Villagers often said I had ants in my anus but that no more bothered me than their saying hello. They were simple people, uneducated and without ambition, and I was proud to be different learning to read and write, eating with knives and forks, and bathing twice daily. White men paid me to cook in their houses, and I saved wages to invest in cattle. Back home, I demanded my hut be immaculate. If one of my girlfriends failed to thoroughly clean or broke something, I beat her. She had to understand. I was Onyango Obama, a serious and temperate man.
I waited long to get married then was patient with my wife Helima despite her barrenness. She knew the problem could not have been mine. I was a strong man dancing as I looked for another woman in a hall in Nairobi and not worried about bumping into people or stepping on toes. A loudmouth shouldn’t have said I was already an old man with a wife and cattle but no children and must therefore have a problem between my legs. I hit him with my right fist then another right and left and kicked him in the groin and jumped on his fallen flesh and pummeled till I was pulled off.
I would’ve gone back to the village anyway. I needed a beautiful young woman and investigated all. The best was Akumu but her father had already committed her to another man and received six cattle. I said send those back and I’ll give you fifteen this minute. He agreed, and the following morning my friends performed the ceremonial capture of Akumu and carried her kicking happily to my hut where Helima ran off to stay with neighbors while I made Akumu my wife and soon had a daughter, Sarah, and a son, Barack, and took a fresh sixteen-year old, also named Sarah, as my third wife and kept her in Nairobi where I worked for a white man who tried to strike me with a cane I blocked and snatched away to cane his hateful hide.
That is an example why Christianity, which I had tried, repulsed me. Christ was weak and so was his doctrine of forgiveness. I doubted white men really believed in all that. Like ants white men worked together and built their businesses and nations, unlike foolish black men who will always lose. Thankfully, I by nature possessed iron discipline and a clenched fist.
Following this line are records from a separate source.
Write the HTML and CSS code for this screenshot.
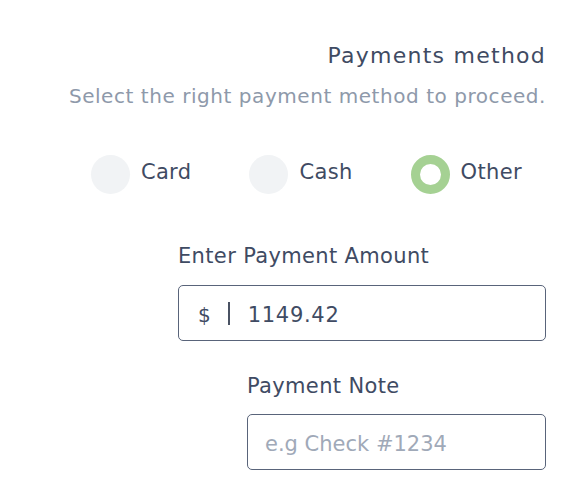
FILE: index.html
```html
<!DOCTYPE html>
<html>
<head>
<meta charset="utf-8">
<link rel="stylesheet" href="styles.css">
</head>
<body>
<div class="page">
  <h1 class="title">Payments method</h1>
  <p class="subtitle">Select the right payment method to proceed.</p>
  <div class="methods">
    <label class="method"><span class="radio"></span><span class="method-label">Card</span></label>
    <label class="method"><span class="radio"></span><span class="method-label">Cash</span></label>
    <label class="method"><span class="radio radio-on"></span><span class="method-label">Other</span></label>
  </div>
  <div class="field field-amount">
    <div class="field-label">Enter Payment Amount</div>
    <div class="input">
      <span class="currency">$</span><span class="sep"></span><span class="value">1149.42</span>
    </div>
  </div>
  <div class="field field-note">
    <div class="field-label">Payment Note</div>
    <div class="input">
      <span class="placeholder">e.g Check #1234</span>
    </div>
  </div>
</div>
</body>
</html>
```

FILE: styles.css
```css
* { box-sizing: border-box; }
html, body { margin: 0; padding: 0; background: #ffffff; }
body { font-family: "DejaVu Sans", "Open Sans", sans-serif; color: #3f4b63; }

.page {
  width: 566px;
  padding: 41px 20px 0 0;
  display: flex;
  flex-direction: column;
  align-items: flex-end;
}

.title {
  margin: 0;
  font-size: 22px;
  line-height: 30px;
  font-weight: 400;
  letter-spacing: 1.25px;
  color: #3f4b63;
  text-align: right;
}

.subtitle {
  margin: 11px 0 0;
  font-size: 20px;
  line-height: 28px;
  letter-spacing: 0.55px;
  color: #8e99aa;
  text-align: right;
}

.methods {
  margin-top: 44px;
  display: flex;
  gap: 58px;
  padding-right: 24px;
  height: 40px;
  align-items: center;
}

.method {
  display: flex;
  align-items: center;
  gap: 11px;
}

.radio {
  width: 39px;
  height: 39px;
  border-radius: 50%;
  background: #f1f3f5;
}

.radio-on {
  background: #ffffff;
  border: 9px solid #a5d193;
}

.method-label {
  font-size: 21px;
  line-height: 28px;
  letter-spacing: 0.35px;
  margin-bottom: 5px;
  color: #3f4b63;
}

.field { display: flex; flex-direction: column; }
.field-amount { width: 368px; margin-top: 48px; }
.field-note { width: 299px; margin-top: 31px; }

.field-label {
  font-size: 21px;
  line-height: 28px;
  letter-spacing: 0.35px;
  color: #3f4b63;
}

.input {
  margin-top: 15px;
  height: 56px;
  border: 1px solid #59647a;
  border-radius: 5px;
  display: flex;
  align-items: center;
  padding: 3px 0 0 19px;
  font-size: 21px;
}
.field-note .input { margin-top: 14px; padding-left: 17px; }

.currency { font-size: 20px; color: #3f4b63; }
.sep {
  width: 2px;
  height: 23px;
  margin: -3px 0 0 17px;
  background: #4a5263;
}
.value { margin-left: 18px; letter-spacing: 0.7px; color: #3f4b63; }
.placeholder { color: #a0a9b8; font-size: 21px; }
```
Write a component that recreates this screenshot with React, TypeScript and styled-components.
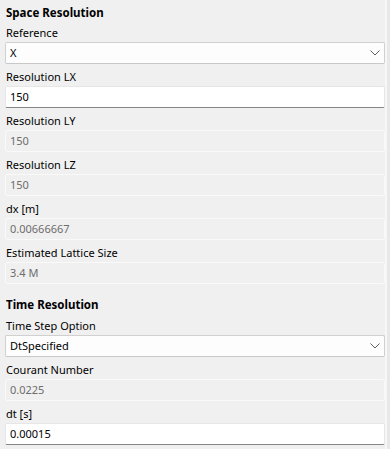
import React from 'react';
import styled, { createGlobalStyle } from 'styled-components';

const GlobalStyle = createGlobalStyle`
    html, body {
        margin: 0;
        padding: 0;
        background: #f0f0f0;
    }
    * {
        box-sizing: border-box;
    }
`;

const Window = styled.div`
    display: flex;
    width: 390px;
    height: 449px;
    overflow: hidden;
    font-family: 'Noto Sans', 'Open Sans', sans-serif;
    font-size: 11px;
    color: #000;
`;

const Panel = styled.div`
    display: flex;
    flex: 1;
    flex-direction: column;
    padding: 0 0 0 5px;
`;

const ScrollTrack = styled.div`
    width: 5px;
    border-left: 2px solid #f7f7f7;
    background: #e8e8e8;
`;

const SectionTitle = styled.div<{ first?: boolean }>`
    height: ${({ first }) => (first ? 21 : 29)}px;
    padding: ${({ first }) => (first ? 4 : 11)}px 0 0 1px;
    font-weight: 700;
    font-size: 11.5px;
    line-height: 18px;
`;

const Field = styled.div`
    display: flex;
    flex-direction: column;
    margin-bottom: 1px;
`;

const Label = styled.div`
    height: 21px;
    padding: 3px 0 0 1px;
    line-height: 18px;
`;

const Box = styled.div<{ kind: 'input' | 'select' | 'disabled' }>`
    display: flex;
    align-items: center;
    height: 22px;
    padding: 0 4px;
    line-height: 18px;
    background: ${({ kind }) =>
        kind === 'input' ? '#ffffff' : kind === 'select' ? '#fdfdfd' : '#f0f0f0'};
    border: 1px solid
        ${({ kind }) => (kind === 'input' ? '#e6e6e6' : kind === 'select' ? '#d0d0d0' : '#f9f9f9')};
    border-bottom-color: ${({ kind }) =>
        kind === 'input' ? '#868686' : kind === 'select' ? '#c8c8c8' : '#f9f9f9'};
    color: ${({ kind }) => (kind === 'disabled' ? '#6d6d6d' : '#000')};
    border-radius: 2px;
`;

const Value = styled.span`
    flex: 1;
`;

const Chevron = () => (
    <svg width="10" height="6" viewBox="0 0 10 6">
        <path d="M0.5 0.5 L5 5 L9.5 0.5" fill="none" stroke="#5f5f5f" strokeWidth="1" />
    </svg>
);

type FieldDef = { label: string; value: string; kind: 'input' | 'select' | 'disabled' };

const space: FieldDef[] = [
    { label: 'Reference', value: 'X', kind: 'select' },
    { label: 'Resolution LX', value: '150', kind: 'input' },
    { label: 'Resolution LY', value: '150', kind: 'disabled' },
    { label: 'Resolution LZ', value: '150', kind: 'disabled' },
    { label: 'dx [m]', value: '0.00666667', kind: 'disabled' },
    { label: 'Estimated Lattice Size', value: '3.4 M', kind: 'disabled' },
];

const time: FieldDef[] = [
    { label: 'Time Step Option', value: 'DtSpecified', kind: 'select' },
    { label: 'Courant Number', value: '0.0225', kind: 'disabled' },
    { label: 'dt [s]', value: '0.00015', kind: 'input' },
];

const renderField = (f: FieldDef) => (
    <Field key={f.label}>
        <Label>{f.label}</Label>
        <Box kind={f.kind}>
            <Value>{f.value}</Value>
            {f.kind === 'select' && <Chevron />}
        </Box>
    </Field>
);

export default function App() {
    return (
        <>
            <GlobalStyle />
            <Window>
                <Panel>
                    <SectionTitle first>Space Resolution</SectionTitle>
                    {space.map(renderField)}
                    <SectionTitle>Time Resolution</SectionTitle>
                    {time.map(renderField)}
                </Panel>
                <ScrollTrack />
            </Window>
        </>
    );
}
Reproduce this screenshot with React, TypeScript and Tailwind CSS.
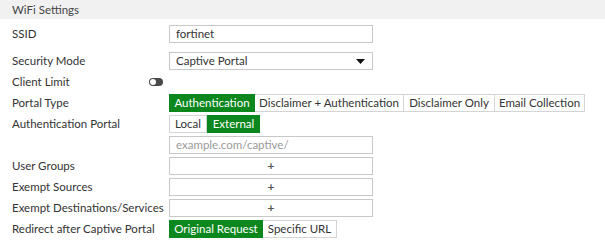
import React from "react";

const Label = ({ children }: { children: React.ReactNode }) => (
  <div className="w-[169px] shrink-0 pl-[12px] text-[11.5px] leading-none text-[#333] whitespace-nowrap">{children}</div>
);

const Row = ({ label, children, className = "" }: { label?: string; children: React.ReactNode; className?: string }) => (
  <div className={"flex items-center h-[18px] " + className}>
    <Label>{label}</Label>
    {children}
  </div>
);

type Item = { t: string; w: number };

const Seg = ({ items, active }: { items: Item[]; active: number }) => (
  <div className="flex h-[18px]">
    {items.map((it, i) =>
      i === active ? (
        <div key={it.t} style={{ width: it.w }} className="flex items-center justify-center bg-[#0b871d] text-white border border-[#0b871d] text-[11.5px] leading-none whitespace-nowrap">
          {it.t}
        </div>
      ) : (
        <div key={it.t} style={{ width: it.w }} className="flex items-center justify-center bg-white text-[#333] border border-[#d4d4d4] border-l-0 first:border-l text-[11.5px] leading-none whitespace-nowrap">
          {it.t}
        </div>
      )
    )}
  </div>
);

const Plus = () => (
  <div className="w-[204px] h-[18px] border border-[#c8c8c8] bg-white flex items-center justify-center text-[#555] text-[12px] font-bold leading-none">
    +
  </div>
);

export default function App() {
  return (
    <div className="w-[605px] h-[245px] bg-white overflow-hidden" style={{ fontFamily: "Lato, 'Open Sans', sans-serif" }}>
      <div className="h-[19px] bg-[#f1f1f1] flex items-center pl-[12px] text-[11.5px] text-[#444] leading-none">WiFi Settings</div>
      <div className="flex flex-col">
        <Row label="SSID" className="mt-[6px]">
          <div className="w-[204px] h-[18px] border border-[#c8c8c8] flex items-center pl-[6px] text-[11.5px] text-[#333] leading-none">fortinet</div>
        </Row>
        <Row label="Security Mode" className="mt-[9px]">
          <div className="w-[204px] h-[18px] border border-[#c8c8c8] flex items-center justify-between pl-[6px] pr-[7px] text-[11.5px] text-[#333] leading-none">
            <span>Captive Portal</span>
            <svg width="9" height="5" viewBox="0 0 9 5"><path d="M0 0h9L4.5 5z" fill="#111" /></svg>
          </div>
        </Row>
        <Row label="Client Limit" className="mt-[3px]">
          <div className="-ml-[20px] relative w-[14px] h-[8px] rounded-full bg-[#4a4a4a]">
            <div className="absolute left-[1px] top-[1px] w-[6px] h-[6px] rounded-full bg-white" />
          </div>
        </Row>
        <Row label="Portal Type" className="mt-[3px]">
          <Seg
            items={[
              { t: "Authentication", w: 86 },
              { t: "Disclaimer + Authentication", w: 149 },
              { t: "Disclaimer Only", w: 91 },
              { t: "Email Collection", w: 90 },
            ]}
            active={0}
          />
        </Row>
        <Row label="Authentication Portal" className="mt-[3px]">
          <Seg items={[{ t: "Local", w: 38 }, { t: "External", w: 53 }]} active={1} />
        </Row>
        <Row className="mt-[3px]">
          <div className="w-[204px] h-[18px] border border-[#c8c8c8] flex items-center pl-[6px] text-[11.5px] text-[#9a9a9a] leading-none">example.com/captive/</div>
        </Row>
        <Row label="User Groups" className="mt-[3px]">
          <Plus />
        </Row>
        <Row label="Exempt Sources" className="mt-[3px]">
          <Plus />
        </Row>
        <Row label="Exempt Destinations/Services" className="mt-[3px]">
          <Plus />
        </Row>
        <Row label="Redirect after Captive Portal" className="mt-[3px]">
          <Seg items={[{ t: "Original Request", w: 94 }, { t: "Specific URL", w: 74 }]} active={0} />
        </Row>
      </div>
    </div>
  );
}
My newest wife understood she needed beatings to keep her in line. All women should have deferred, but Akumu often complained and twice deserted her children and me and each time I marched to her father’s village to demand her return which he granted.
When World War II began I ordered my wives to behave while I served in British regiments as a cook. Among other places I traveled to Arabia, Ceylon, and Burma where I obtained a fourth wife delighted to belong to a strong man of fifty. She stayed there and I returned to Kenya and found Helima unwilling to move to a village with land favorable to crops I’d learned to grow. That didn’t bother me long. She was old as I was. Akumu and Sarah came with me and watched my bananas and mangoes cover the horizon and bring money along with cattle I sold to build each of them a hut and one for myself.
Sarah bore two children and behaved while Akumu repeatedly disrespected me and had to be thrashed but still failed to complete chores, forcing me to be sterner still. When my daughter Sarah was twelve and Barack nine, Akumu kidnapped our third child, an infant, and in the night rushed to her family’s village. I didn’t want her back but she had abandoned two children. After two weeks of consideration, I confronted her family and learned they’d already accepted a dowry from a man she’d married and accompanied to Tanganyika. Akumu was in fact so treacherous and irresponsible she told our daughter Sarah to wait a few weeks then take Barack and walk through wilderness to her parents’ village. Two weeks later, I found them starving, thirsty, mauled by insects, and covered with dirt. I broke down, but only briefly, then fed and cleaned them up and took them back to my wife Sarah with news they were now hers.
Daughter Sarah was bright and would probably marry well and did not need the money for schooling I gave Barack, whom I had long tutored in reading and mathematics. Sometimes teachers caned my intelligent son for correcting them in class. A few years later he became one of the elite young African students in Kenya, earning admission to a mission secondary school fifty miles away. He received good grades but secretly took girls to his dormitory and stole chickens and crops from neighboring farms and shamed me when he was expelled and for that I caned his back till it bled.